Get advice from experienced civil litigation attorneys about the pros and cons of settling a case.
Today’s civil litigation attorneys have seen it all. In current society, litigation is more prevalent than ever. And so is the likelihood your case will be settled without once setting foot in the courtroom.
Generally speaking, settlement happens outside the courtroom, with one party offering up a payment or award of some kind in exchange for making the case go away. Now, why would so many choose to settle a case without the benefit of a judge or jury – sometimes for less money than they might have been able to get by going to trial?
Benefits of Settling a Case Outside of Court
While everyone’s reasons are unique to their situation, these are the most common reasons we see for accepting settlement over a trial:
- Trials mean more attorney hours, expert witnesses (some you might have to pay for), depositions, travel and a lot of time. By settling before going to trial, you can reduce some expenses, while eliminating others all together.
- S-T-R-E-S-S. Trial can be difficult. It can drag on for a long time, and cause emotional trauma to both parties. It can also be especially bad if you are called as a witness; testimony and cross-examination are exhausting for people not used to it.
- Privacy is ensured. Part of your settlement can include a privacy clause, ensuring specific case details and other information won’t be made public. In a court, documents submitted become part of the official record. This makes them both public AND searchable. Including a privacy clause makes it illegal for anyone to publicly discuss your case or disclose details.
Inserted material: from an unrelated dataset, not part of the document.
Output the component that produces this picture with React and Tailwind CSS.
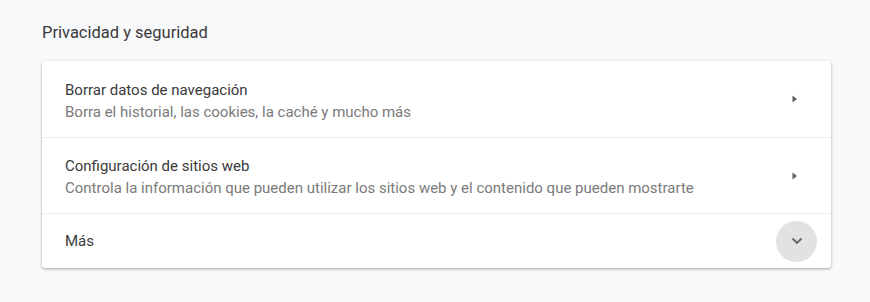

- The outcome is assured. Juries can be a big wild card in a trial situation. A settlement allows you to negotiate a specific outcome, and assures once you both sign on the dotted line, you’ll get exactly what is contained within the agreement. No more. No less. And no appeals.
- Trials can drag on for years, even before the appeal process kicks in. Settlement is generally much quicker.
- Trials are governed by strict rules and guidelines, dictating every single second of courtroom procedure. Not so with settlements. How you approach a topic can vary widely, and you can even ask for something like an apology; one thing you’re very unlikely to get from a trial outcome.
- No one is guilty. In trials, generally there is a verdict: guilty or not. This then gets recorded in the public record. With settlements, there is no record. You can compensate for a mistake without being forced to admit any wrongdoing.
When You Should Opt for Trial
Does your case have farther reaching societal ramifications? Think cases relating to a woman’s right to choose, racial bias, or public health risks. In instances like these, a settlement won’t affect any real change, or set a precedent for future cases and public policy.
Is settling a case always the best choice? No. But for many people, it is the best choice for them.